When the GDP base year is revised upward (or when GDP is rebased to a higher value), the same absolute fiscal deficit figure represents a lower percentage of GDP. This means India's fiscal deficit-to-GDP ratio automatically improves after a base year revision — without any actual reduction in government borrowing or spending. Conversely, if the new base year reduces measured GDP, the ratio worsens.

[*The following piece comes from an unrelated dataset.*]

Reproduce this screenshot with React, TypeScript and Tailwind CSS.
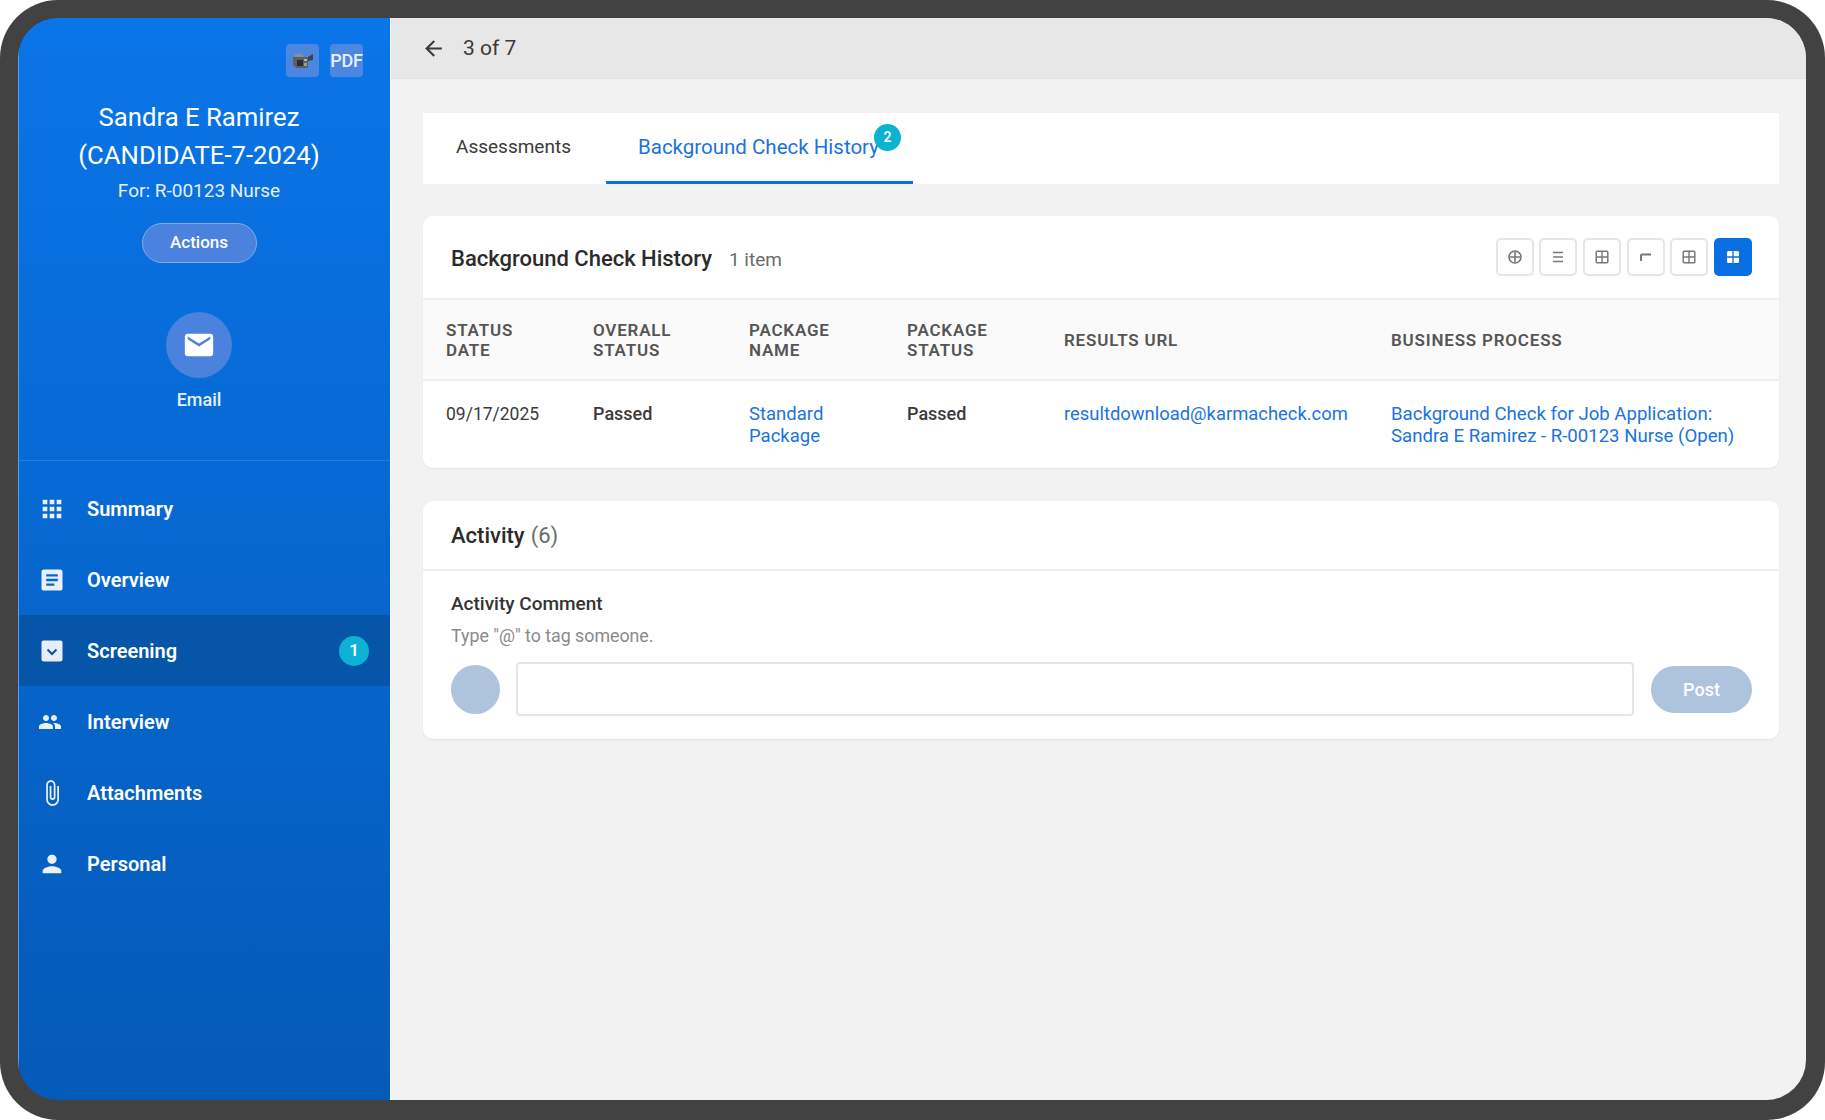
import {
  MdApps,
  MdArrowBack,
  MdArticle,
  MdEmail,
  MdOutlineAttachFile,
  MdPeople,
  MdPerson,
} from "react-icons/md";

const ScreeningIcon = ({ className }: { size?: number; className?: string }) => (
  <svg width="28" height="28" viewBox="0 0 28 28" className={className}>
    <rect x="3.5" y="3.5" width="21" height="21" rx="2" fill="#e8eef9" />
    <path d="M9.5 12.5l4.5 4.5 4.5-4.5" fill="none" stroke="#0555a8" strokeWidth="2" />
  </svg>
);

const navItems = [
  { label: "Summary", icon: MdApps, size: 28, offset: "" },
  { label: "Overview", icon: MdArticle, size: 28, offset: "" },
  { label: "Screening", icon: ScreeningIcon, size: 28, offset: "", active: true, badge: 1 },
  { label: "Interview", icon: MdPeople, size: 24, offset: "mr-[4px]" },
  { label: "Attachments", icon: MdOutlineAttachFile, size: 28, offset: "" },
  { label: "Personal", icon: MdPerson, size: 28, offset: "" },
];

const CameraIcon = () => (
  <svg width="22" height="20" viewBox="0 0 22 20">
    <path d="M1 6h15v11H4l-3-3z" fill="#5b6066" />
    <path d="M16 6l5-3v6l-5 1z" fill="#3f4347" />
    <path d="M3 3h8v3H3z" fill="#8a8f94" />
    <rect x="5" y="9" width="6" height="6" fill="#2b2d30" />
    <rect x="12" y="8" width="3" height="2" fill="#b5b8bb" />
    <rect x="12" y="12" width="3" height="3" fill="#9a9da0" />
  </svg>
);

const toolIcons = [
  <>
    <circle cx="8" cy="8" r="6" fill="none" stroke="#777" strokeWidth="1.6" />
    <path d="M8 3v10M3 8h10" stroke="#777" strokeWidth="1.6" />
  </>,
  <path d="M3 3.5h10M3 8h10M3 12.5h10" stroke="#777" strokeWidth="1.7" />,
  <>
    <rect x="2.2" y="2.2" width="11.6" height="11.6" rx="1" fill="none" stroke="#777" strokeWidth="1.5" />
    <path d="M8 3v10M3 8h10" stroke="#777" strokeWidth="1.4" />
  </>,
  <path d="M3 12V6.5a1 1 0 0 1 1-1h9" fill="none" stroke="#777" strokeWidth="1.9" />,
  <>
    <rect x="2.2" y="2.2" width="11.6" height="11.6" rx="1" fill="none" stroke="#777" strokeWidth="1.5" />
    <path d="M8 3v10M3 8h10" stroke="#777" strokeWidth="1.4" />
  </>,
];

const columns = [
  { title: ["STATUS", "DATE"], width: "w-[147px]" },
  { title: ["OVERALL", "STATUS"], width: "w-[156px]" },
  { title: ["PACKAGE", "NAME"], width: "w-[158px]" },
  { title: ["PACKAGE", "STATUS"], width: "w-[157px]" },
  { title: ["RESULTS URL"], width: "w-[327px]" },
  { title: ["BUSINESS PROCESS"], width: "w-[411px]" },
];

const Sidebar = () => (
  <aside className="flex w-[372px] shrink-0 flex-col border-l border-[#5d9ce8] bg-linear-to-b from-[#0a75e9] to-[#045ab7] text-white">
    {/* Top buttons */}
    <div className="flex justify-end gap-[11px] pr-[27px] pt-[26px]">
      <div className="flex h-[33px] w-[33px] items-center justify-center rounded-[4px] bg-[#4b87e0]">
        <CameraIcon />
      </div>
      <div className="flex h-[33px] w-[33px] items-center justify-center rounded-[4px] bg-[#4b87e0] text-[18px] font-medium tracking-[-0.3px] text-[#e8effa]">
        PDF
      </div>
    </div>

    {/* Candidate */}
    <div className="flex flex-col items-center pr-[11px]">
      <h1 className="mt-[21px] text-center text-[25.7px] leading-[38px]">
        Sandra E Ramirez
        <br />
        (CANDIDATE-7-2024)
      </h1>
      <p className="mt-[6px] text-[19px] leading-[22px] text-[#e6effb]">For: R-00123 Nurse</p>
      <button className="mt-[21px] flex h-[40px] w-[115px] items-center justify-center rounded-full border border-[#80aaea] bg-[#4b82dd] text-[17px] font-medium">
        Actions
      </button>
      <div className="mt-[49px] flex h-[66px] w-[66px] items-center justify-center rounded-full bg-[#4b82dd]">
        <MdEmail size={34} />
      </div>
      <span className="mt-[11px] text-[18px] font-medium leading-[22px] text-[#e6effb]">Email</span>
    </div>

    {/* Nav */}
    <nav className="mt-[49px] flex flex-col border-t border-[#2a7cdc] pt-[12px]">
      {navItems.map((item) => (
        <div
          key={item.label}
          className={`flex h-[71px] items-center pl-[19px] pr-[21px] ${item.active ? "bg-[#0555a8]" : ""}`}
        >
          <item.icon size={item.size} className={`shrink-0 text-[#e9f0fb] ${item.offset}`} />
          <span className="ml-[21px] flex-1 text-[20px] font-semibold">{item.label}</span>
          {item.badge && (
            <span className="flex h-[30px] w-[30px] items-center justify-center rounded-full bg-[#0bb2d4] text-[17px] font-semibold">
              {item.badge}
            </span>
          )}
        </div>
      ))}
    </nav>
  </aside>
);

const HistoryCard = () => (
  <section className="overflow-hidden rounded-[10px] bg-white shadow-[0_1px_2px_rgba(0,0,0,0.06)]">
    <div className="flex h-[82px] items-center justify-between pl-[28px] pr-[27px]">
      <div className="flex items-baseline gap-[17px] pt-[2px]">
        <h2 className="text-[22px] font-medium text-[#2b2b2b]">Background Check History</h2>
        <span className="text-[19px] text-[#6b6b6b]">1 item</span>
      </div>
      <div className="flex gap-[5.7px]">
        {toolIcons.map((icon, i) => (
          <button
            key={i}
            className="flex h-[38px] w-[38px] items-center justify-center rounded-[5px] border-2 border-[#e6e6e6] bg-white"
          >
            <svg width="16" height="16" viewBox="0 0 16 16">
              {icon}
            </svg>
          </button>
        ))}
        <button className="flex h-[38px] w-[38px] items-center justify-center rounded-[5px] bg-[#0a6fe0]">
          <svg width="16" height="16" viewBox="0 0 16 16">
            <rect x="2" y="2" width="12" height="12" rx="1.5" fill="white" />
            <path d="M8 2v12M2 8h12" stroke="#0a6fe0" strokeWidth="1.3" />
          </svg>
        </button>
      </div>
    </div>
    <table className="w-full table-fixed border-collapse">
      <thead>
        <tr className="h-[81px] border-y-2 border-[#eeeeee] bg-[#fafafa]">
          {columns.map((col) => (
            <th
              key={col.title[0] + col.title[1]}
              className={`${col.width} pl-[23px] text-left text-[17px] font-semibold leading-[20px] tracking-[0.8px] text-[#555555]`}
            >
              {col.title.map((line) => (
                <div key={line}>{line}</div>
              ))}
            </th>
          ))}
        </tr>
      </thead>
      <tbody>
        <tr className="h-[88px] align-top text-[18px] leading-[22px] text-[#3a3a3a]">
          <td className="pl-[23px] pt-[22px] text-[17.5px]">09/17/2025</td>
          <td className="pl-[23px] pt-[22px] font-medium">Passed</td>
          <td className="pl-[23px] pt-[22px] text-[18.5px] text-[#1a73e0]">
            Standard
            <br />
            Package
          </td>
          <td className="pl-[23px] pt-[22px] font-medium">Passed</td>
          <td className="pl-[23px] pt-[22px] text-[18.4px] text-[#1a73e0]">resultdownload@karmacheck.com</td>
          <td className="pl-[23px] pt-[22px] text-[18.6px] text-[#1a73e0]">
            Background Check for Job Application:
            <br />
            Sandra E Ramirez - R-00123 Nurse (Open)
          </td>
        </tr>
      </tbody>
    </table>
  </section>
);

const ActivityCard = () => (
  <section className="mt-[1px] rounded-[10px] bg-white shadow-[0_1px_2px_rgba(0,0,0,0.06)]">
    <div className="flex h-[70px] items-center border-b-2 border-[#eeeeee] pl-[28px] text-[22px]">
      <span className="font-medium text-[#2b2b2b]">Activity</span>
      <span className="ml-[6px] text-[#6b6b6b]">(6)</span>
    </div>
    <div className="pb-[23px] pl-[28px] pr-[27px] pt-[22px]">
      <p className="text-[19px] font-medium leading-[22px] text-[#333333]">Activity Comment</p>
      <p className="mt-[11px] text-[17.8px] leading-[20px] text-[#8a8a8a]">Type "@" to tag someone.</p>
      <div className="mt-[16px] flex items-center">
        <div className="h-[49px] w-[49px] shrink-0 rounded-full bg-[#aec3de]" />
        <div className="ml-[16px] h-[54px] flex-1 rounded-[4px] border-2 border-[#e6e6e6] bg-white" />
        <button className="ml-[17px] h-[47px] w-[101px] rounded-full bg-[#aec3de] text-[18px] font-medium text-white">
          Post
        </button>
      </div>
    </div>
  </section>
);

export default function App() {
  return (
    <div className="h-[1120px] w-[1825px] bg-white font-['Roboto',sans-serif]">
      <div className="h-full w-full rounded-[58px] bg-[#424242] pb-[20px] pl-[18px] pr-[19px] pt-[18px]">
        <div className="flex h-full overflow-hidden rounded-[40px]">
          <Sidebar />
          <main className="flex-1 border-l border-[#fafafa] bg-[#f2f2f2]">
            {/* Top bar */}
            <div className="flex h-[61px] items-center gap-[17px] border-b border-[#e0e0e0] bg-[#e7e7e7] pl-[30px] text-[#3a3a3a]">
              <MdArrowBack size={25} />
              <span className="pt-[2px] text-[21px]">3 of 7</span>
            </div>

            <div className="flex flex-col gap-[32px] pl-[32px] pr-[27px] pt-[34px]">
              {/* Tabs */}
              <div className="flex h-[71px] items-stretch bg-white pl-[33px]">
                <div className="flex items-center pb-[3px] text-[19px] text-[#3a3a3a]">Assessments</div>
                <div className="relative ml-[35px] flex items-center border-b-[3px] border-[#0a6fe0] pl-[32px] pr-[34px] text-[20.5px] text-[#1a73e0]">
                  Background Check History
                  <span className="absolute right-[12px] top-[11px] flex h-[27px] w-[27px] items-center justify-center rounded-full bg-[#0bb2d4] text-[14px] font-semibold text-white">
                    2
                  </span>
                </div>
              </div>

              <HistoryCard />
              <ActivityCard />
            </div>
          </main>
        </div>
      </div>
    </div>
  );
}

  • FRBM Act (2003): mandates fiscal deficit reduction targets; medium-term target now 4.5% of GDP
  • FY26 fiscal deficit target: 4.9% of GDP (Union Budget 2025–26); revised FY27 target: 4.5% of GDP
  • A higher GDP denominator directly lowers the deficit-to-GDP ratio for the same absolute deficit
  • Similarly, debt-to-GDP ratio (India's general government debt ~80% of GDP) is recalibrated under the new series
  • Tax buoyancy (responsiveness of tax revenue to GDP growth) must also be recalculated on the new series
  • The base year revision does not change the absolute level of borrowing or expenditure — only the ratio

Connection to this news: CEA Nageswaran's confidence in the $4 trillion milestone partly reflects the new base year's higher nominal GDP. This matters for UPSC because candidates must understand that GDP milestones and deficit ratios are base-year-dependent — a methodological fact that complicates inter-temporal comparisons.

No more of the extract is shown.